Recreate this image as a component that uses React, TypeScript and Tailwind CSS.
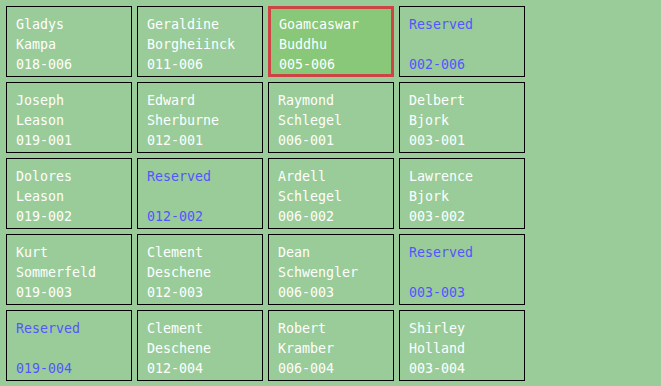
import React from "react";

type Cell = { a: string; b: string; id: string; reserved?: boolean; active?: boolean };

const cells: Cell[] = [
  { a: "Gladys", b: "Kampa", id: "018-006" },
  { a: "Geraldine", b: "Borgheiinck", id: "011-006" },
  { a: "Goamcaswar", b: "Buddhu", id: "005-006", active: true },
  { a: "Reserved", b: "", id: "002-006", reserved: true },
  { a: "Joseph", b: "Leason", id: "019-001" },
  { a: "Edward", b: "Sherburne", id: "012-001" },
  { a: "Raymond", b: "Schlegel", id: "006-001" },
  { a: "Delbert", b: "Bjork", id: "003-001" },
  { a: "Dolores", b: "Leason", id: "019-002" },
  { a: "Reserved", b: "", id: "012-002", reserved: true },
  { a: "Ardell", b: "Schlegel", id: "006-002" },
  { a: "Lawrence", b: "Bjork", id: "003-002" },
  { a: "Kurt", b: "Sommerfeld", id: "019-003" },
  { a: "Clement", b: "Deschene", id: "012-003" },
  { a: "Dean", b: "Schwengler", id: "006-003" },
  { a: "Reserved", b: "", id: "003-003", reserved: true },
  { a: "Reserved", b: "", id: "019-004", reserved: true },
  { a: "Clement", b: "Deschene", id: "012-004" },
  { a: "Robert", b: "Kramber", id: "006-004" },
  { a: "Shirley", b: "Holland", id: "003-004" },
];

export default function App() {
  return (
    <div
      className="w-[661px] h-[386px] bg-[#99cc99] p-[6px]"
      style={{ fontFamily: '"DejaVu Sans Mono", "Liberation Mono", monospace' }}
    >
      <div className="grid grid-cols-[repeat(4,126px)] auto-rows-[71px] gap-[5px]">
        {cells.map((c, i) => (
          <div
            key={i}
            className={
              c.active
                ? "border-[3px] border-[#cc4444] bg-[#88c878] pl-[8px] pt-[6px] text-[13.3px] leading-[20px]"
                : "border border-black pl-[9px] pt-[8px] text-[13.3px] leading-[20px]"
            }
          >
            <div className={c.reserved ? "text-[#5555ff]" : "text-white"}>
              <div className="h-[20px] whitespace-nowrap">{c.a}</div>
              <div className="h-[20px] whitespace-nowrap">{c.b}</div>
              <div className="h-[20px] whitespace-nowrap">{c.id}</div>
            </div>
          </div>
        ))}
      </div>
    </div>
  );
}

○ ○ ○

▸ **SET PROBLEM**
Without including any pictures, reproduce the listing exactly.

▸ **RIGHT ANSWER**
Recreate this image as a component that uses React, TypeScript and Tailwind CSS.
import React from "react";

type Cell = { a: string; b: string; id: string; reserved?: boolean; active?: boolean };

const cells: Cell[] = [
  { a: "Gladys", b: "Kampa", id: "018-006" },
  { a: "Geraldine", b: "Borgheiinck", id: "011-006" },
  { a: "Goamcaswar", b: "Buddhu", id: "005-006", active: true },
  { a: "Reserved", b: "", id: "002-006", reserved: true },
  { a: "Joseph", b: "Leason", id: "019-001" },
  { a: "Edward", b: "Sherburne", id: "012-001" },
  { a: "Raymond", b: "Schlegel", id: "006-001" },
  { a: "Delbert", b: "Bjork", id: "003-001" },
  { a: "Dolores", b: "Leason", id: "019-002" },
  { a: "Reserved", b: "", id: "012-002", reserved: true },
  { a: "Ardell", b: "Schlegel", id: "006-002" },
  { a: "Lawrence", b: "Bjork", id: "003-002" },
  { a: "Kurt", b: "Sommerfeld", id: "019-003" },
  { a: "Clement", b: "Deschene", id: "012-003" },
  { a: "Dean", b: "Schwengler", id: "006-003" },
  { a: "Reserved", b: "", id: "003-003", reserved: true },
  { a: "Reserved", b: "", id: "019-004", reserved: true },
  { a: "Clement", b: "Deschene", id: "012-004" },
  { a: "Robert", b: "Kramber", id: "006-004" },
  { a: "Shirley", b: "Holland", id: "003-004" },
];

export default function App() {
  return (
    <div
      className="w-[661px] h-[386px] bg-[#99cc99] p-[6px]"
      style={{ fontFamily: '"DejaVu Sans Mono", "Liberation Mono", monospace' }}
    >
      <div className="grid grid-cols-[repeat(4,126px)] auto-rows-[71px] gap-[5px]">
        {cells.map((c, i) => (
          <div
            key={i}
            className={
              c.active
                ? "border-[3px] border-[#cc4444] bg-[#88c878] pl-[8px] pt-[6px] text-[13.3px] leading-[20px]"
                : "border border-black pl-[9px] pt-[8px] text-[13.3px] leading-[20px]"
            }
          >
            <div className={c.reserved ? "text-[#5555ff]" : "text-white"}>
              <div className="h-[20px] whitespace-nowrap">{c.a}</div>
              <div className="h-[20px] whitespace-nowrap">{c.b}</div>
              <div className="h-[20px] whitespace-nowrap">{c.id}</div>
            </div>
          </div>
        ))}
      </div>
    </div>
  );
}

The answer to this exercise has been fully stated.